*Lines of data:*
►

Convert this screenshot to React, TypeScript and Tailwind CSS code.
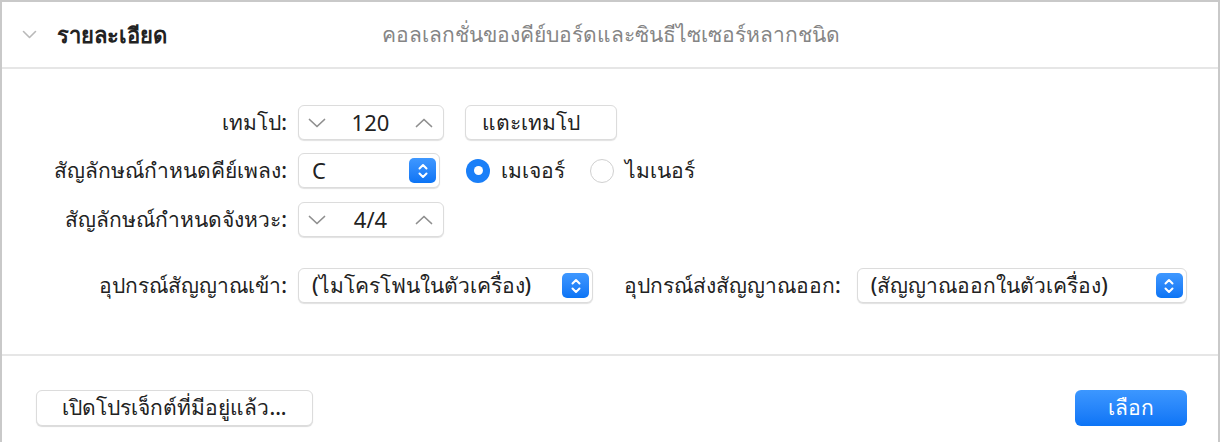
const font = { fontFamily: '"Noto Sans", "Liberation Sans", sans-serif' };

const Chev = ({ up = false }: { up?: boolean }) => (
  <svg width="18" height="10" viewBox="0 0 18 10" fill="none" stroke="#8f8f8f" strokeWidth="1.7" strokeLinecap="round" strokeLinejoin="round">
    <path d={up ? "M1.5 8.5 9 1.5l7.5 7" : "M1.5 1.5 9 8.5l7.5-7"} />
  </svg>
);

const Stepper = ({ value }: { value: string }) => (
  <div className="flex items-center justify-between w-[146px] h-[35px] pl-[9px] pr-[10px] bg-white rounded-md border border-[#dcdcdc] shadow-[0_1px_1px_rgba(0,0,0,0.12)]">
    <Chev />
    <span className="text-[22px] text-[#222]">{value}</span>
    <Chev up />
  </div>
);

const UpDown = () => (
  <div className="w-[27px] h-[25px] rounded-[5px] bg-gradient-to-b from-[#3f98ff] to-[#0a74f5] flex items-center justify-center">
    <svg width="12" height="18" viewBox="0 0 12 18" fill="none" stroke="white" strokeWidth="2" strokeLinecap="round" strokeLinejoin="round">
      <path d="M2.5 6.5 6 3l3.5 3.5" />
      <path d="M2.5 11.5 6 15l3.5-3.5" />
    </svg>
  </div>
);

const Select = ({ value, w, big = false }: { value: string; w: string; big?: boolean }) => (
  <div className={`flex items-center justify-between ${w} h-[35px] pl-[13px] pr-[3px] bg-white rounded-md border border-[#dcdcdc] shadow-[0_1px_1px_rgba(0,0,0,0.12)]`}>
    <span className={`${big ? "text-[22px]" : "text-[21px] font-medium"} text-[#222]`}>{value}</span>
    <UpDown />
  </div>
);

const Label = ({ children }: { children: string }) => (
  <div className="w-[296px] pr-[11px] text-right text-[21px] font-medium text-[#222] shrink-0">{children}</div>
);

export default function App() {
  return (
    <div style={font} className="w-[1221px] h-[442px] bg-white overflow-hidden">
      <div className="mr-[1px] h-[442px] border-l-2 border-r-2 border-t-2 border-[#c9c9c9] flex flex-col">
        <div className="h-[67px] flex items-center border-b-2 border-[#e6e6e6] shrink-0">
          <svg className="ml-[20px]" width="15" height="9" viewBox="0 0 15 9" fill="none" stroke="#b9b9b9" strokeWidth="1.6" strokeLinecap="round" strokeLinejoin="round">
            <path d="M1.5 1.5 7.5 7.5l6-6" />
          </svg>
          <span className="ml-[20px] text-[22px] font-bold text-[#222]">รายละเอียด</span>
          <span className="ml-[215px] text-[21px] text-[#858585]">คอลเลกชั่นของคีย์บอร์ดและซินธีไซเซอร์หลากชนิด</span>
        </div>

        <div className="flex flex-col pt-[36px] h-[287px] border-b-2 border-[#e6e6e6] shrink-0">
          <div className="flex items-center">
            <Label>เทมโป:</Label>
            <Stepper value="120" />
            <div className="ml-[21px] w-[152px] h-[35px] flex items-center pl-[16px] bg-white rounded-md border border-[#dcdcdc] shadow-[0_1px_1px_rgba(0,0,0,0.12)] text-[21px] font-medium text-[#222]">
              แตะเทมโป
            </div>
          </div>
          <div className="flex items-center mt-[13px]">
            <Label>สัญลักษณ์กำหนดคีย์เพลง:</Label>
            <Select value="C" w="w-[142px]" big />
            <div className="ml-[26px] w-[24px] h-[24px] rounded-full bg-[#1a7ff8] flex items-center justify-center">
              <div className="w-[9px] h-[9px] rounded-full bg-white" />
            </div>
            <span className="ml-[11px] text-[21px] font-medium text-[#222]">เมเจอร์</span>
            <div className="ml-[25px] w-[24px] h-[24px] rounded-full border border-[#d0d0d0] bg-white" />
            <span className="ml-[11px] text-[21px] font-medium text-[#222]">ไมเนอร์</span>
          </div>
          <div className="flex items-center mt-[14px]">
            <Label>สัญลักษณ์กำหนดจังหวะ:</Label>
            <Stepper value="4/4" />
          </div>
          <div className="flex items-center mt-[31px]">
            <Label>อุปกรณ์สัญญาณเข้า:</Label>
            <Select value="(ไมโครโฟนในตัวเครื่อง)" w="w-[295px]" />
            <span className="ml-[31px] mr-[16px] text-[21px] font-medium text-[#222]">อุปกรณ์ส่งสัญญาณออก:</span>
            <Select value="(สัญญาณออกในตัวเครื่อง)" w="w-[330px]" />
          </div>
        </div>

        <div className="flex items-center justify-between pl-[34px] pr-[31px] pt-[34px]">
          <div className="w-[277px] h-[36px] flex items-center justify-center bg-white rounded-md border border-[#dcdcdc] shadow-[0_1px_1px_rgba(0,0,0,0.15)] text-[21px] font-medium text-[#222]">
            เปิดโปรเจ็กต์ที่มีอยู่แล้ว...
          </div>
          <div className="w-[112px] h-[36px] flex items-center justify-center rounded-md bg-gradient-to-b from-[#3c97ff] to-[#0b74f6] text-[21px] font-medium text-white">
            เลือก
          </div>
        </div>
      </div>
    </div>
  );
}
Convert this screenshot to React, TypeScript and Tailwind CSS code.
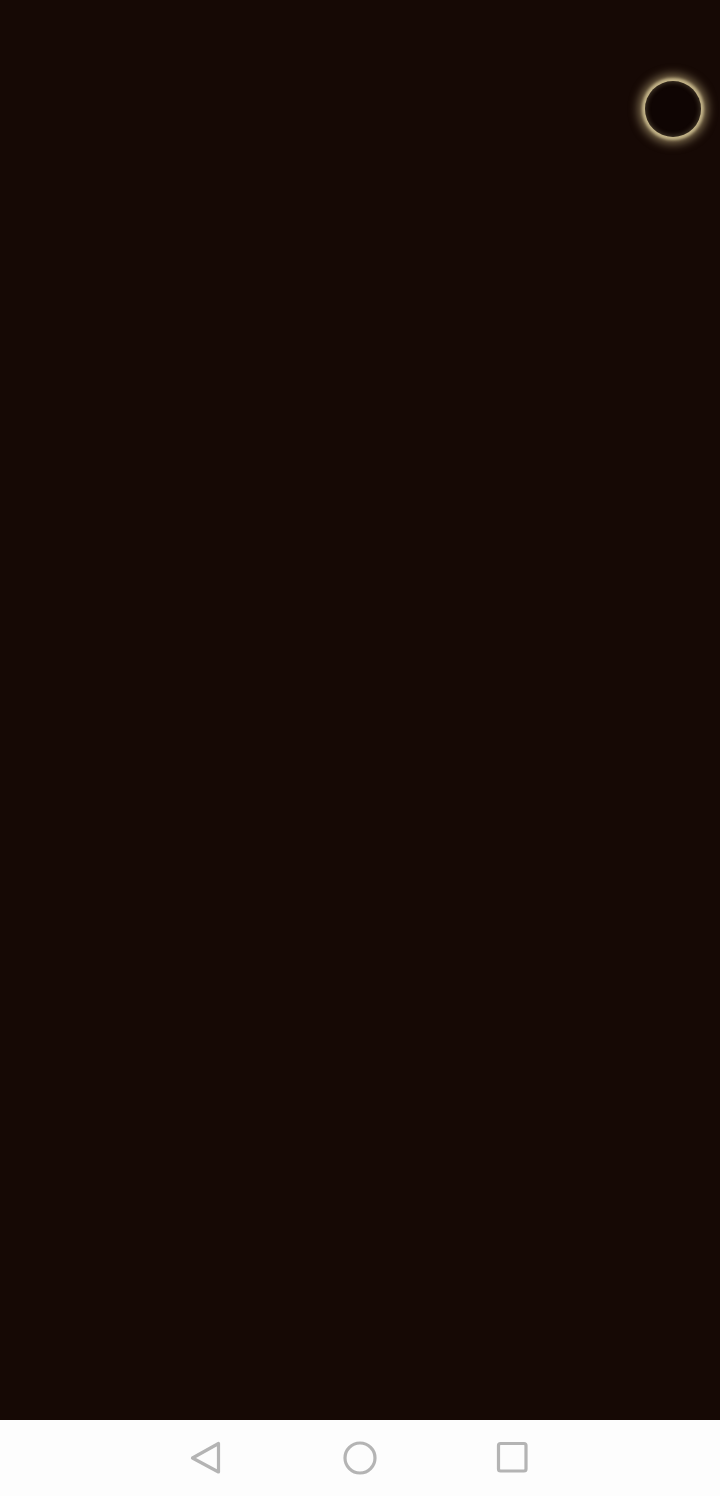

◄

*Your task:*
Every record above should come back exactly, but without its pictures.

*Problem solution:*
Convert this screenshot to React, TypeScript and Tailwind CSS code.
const font = { fontFamily: '"Noto Sans", "Liberation Sans", sans-serif' };

const Chev = ({ up = false }: { up?: boolean }) => (
  <svg width="18" height="10" viewBox="0 0 18 10" fill="none" stroke="#8f8f8f" strokeWidth="1.7" strokeLinecap="round" strokeLinejoin="round">
    <path d={up ? "M1.5 8.5 9 1.5l7.5 7" : "M1.5 1.5 9 8.5l7.5-7"} />
  </svg>
);

const Stepper = ({ value }: { value: string }) => (
  <div className="flex items-center justify-between w-[146px] h-[35px] pl-[9px] pr-[10px] bg-white rounded-md border border-[#dcdcdc] shadow-[0_1px_1px_rgba(0,0,0,0.12)]">
    <Chev />
    <span className="text-[22px] text-[#222]">{value}</span>
    <Chev up />
  </div>
);

const UpDown = () => (
  <div className="w-[27px] h-[25px] rounded-[5px] bg-gradient-to-b from-[#3f98ff] to-[#0a74f5] flex items-center justify-center">
    <svg width="12" height="18" viewBox="0 0 12 18" fill="none" stroke="white" strokeWidth="2" strokeLinecap="round" strokeLinejoin="round">
      <path d="M2.5 6.5 6 3l3.5 3.5" />
      <path d="M2.5 11.5 6 15l3.5-3.5" />
    </svg>
  </div>
);

const Select = ({ value, w, big = false }: { value: string; w: string; big?: boolean }) => (
  <div className={`flex items-center justify-between ${w} h-[35px] pl-[13px] pr-[3px] bg-white rounded-md border border-[#dcdcdc] shadow-[0_1px_1px_rgba(0,0,0,0.12)]`}>
    <span className={`${big ? "text-[22px]" : "text-[21px] font-medium"} text-[#222]`}>{value}</span>
    <UpDown />
  </div>
);

const Label = ({ children }: { children: string }) => (
  <div className="w-[296px] pr-[11px] text-right text-[21px] font-medium text-[#222] shrink-0">{children}</div>
);

export default function App() {
  return (
    <div style={font} className="w-[1221px] h-[442px] bg-white overflow-hidden">
      <div className="mr-[1px] h-[442px] border-l-2 border-r-2 border-t-2 border-[#c9c9c9] flex flex-col">
        <div className="h-[67px] flex items-center border-b-2 border-[#e6e6e6] shrink-0">
          <svg className="ml-[20px]" width="15" height="9" viewBox="0 0 15 9" fill="none" stroke="#b9b9b9" strokeWidth="1.6" strokeLinecap="round" strokeLinejoin="round">
            <path d="M1.5 1.5 7.5 7.5l6-6" />
          </svg>
          <span className="ml-[20px] text-[22px] font-bold text-[#222]">รายละเอียด</span>
          <span className="ml-[215px] text-[21px] text-[#858585]">คอลเลกชั่นของคีย์บอร์ดและซินธีไซเซอร์หลากชนิด</span>
        </div>

        <div className="flex flex-col pt-[36px] h-[287px] border-b-2 border-[#e6e6e6] shrink-0">
          <div className="flex items-center">
            <Label>เทมโป:</Label>
            <Stepper value="120" />
            <div className="ml-[21px] w-[152px] h-[35px] flex items-center pl-[16px] bg-white rounded-md border border-[#dcdcdc] shadow-[0_1px_1px_rgba(0,0,0,0.12)] text-[21px] font-medium text-[#222]">
              แตะเทมโป
            </div>
          </div>
          <div className="flex items-center mt-[13px]">
            <Label>สัญลักษณ์กำหนดคีย์เพลง:</Label>
            <Select value="C" w="w-[142px]" big />
            <div className="ml-[26px] w-[24px] h-[24px] rounded-full bg-[#1a7ff8] flex items-center justify-center">
              <div className="w-[9px] h-[9px] rounded-full bg-white" />
            </div>
            <span className="ml-[11px] text-[21px] font-medium text-[#222]">เมเจอร์</span>
            <div className="ml-[25px] w-[24px] h-[24px] rounded-full border border-[#d0d0d0] bg-white" />
            <span className="ml-[11px] text-[21px] font-medium text-[#222]">ไมเนอร์</span>
          </div>
          <div className="flex items-center mt-[14px]">
            <Label>สัญลักษณ์กำหนดจังหวะ:</Label>
            <Stepper value="4/4" />
          </div>
          <div className="flex items-center mt-[31px]">
            <Label>อุปกรณ์สัญญาณเข้า:</Label>
            <Select value="(ไมโครโฟนในตัวเครื่อง)" w="w-[295px]" />
            <span className="ml-[31px] mr-[16px] text-[21px] font-medium text-[#222]">อุปกรณ์ส่งสัญญาณออก:</span>
            <Select value="(สัญญาณออกในตัวเครื่อง)" w="w-[330px]" />
          </div>
        </div>

        <div className="flex items-center justify-between pl-[34px] pr-[31px] pt-[34px]">
          <div className="w-[277px] h-[36px] flex items-center justify-center bg-white rounded-md border border-[#dcdcdc] shadow-[0_1px_1px_rgba(0,0,0,0.15)] text-[21px] font-medium text-[#222]">
            เปิดโปรเจ็กต์ที่มีอยู่แล้ว...
          </div>
          <div className="w-[112px] h-[36px] flex items-center justify-center rounded-md bg-gradient-to-b from-[#3c97ff] to-[#0b74f6] text-[21px] font-medium text-white">
            เลือก
          </div>
        </div>
      </div>
    </div>
  );
}
Convert this screenshot to React, TypeScript and Tailwind CSS code.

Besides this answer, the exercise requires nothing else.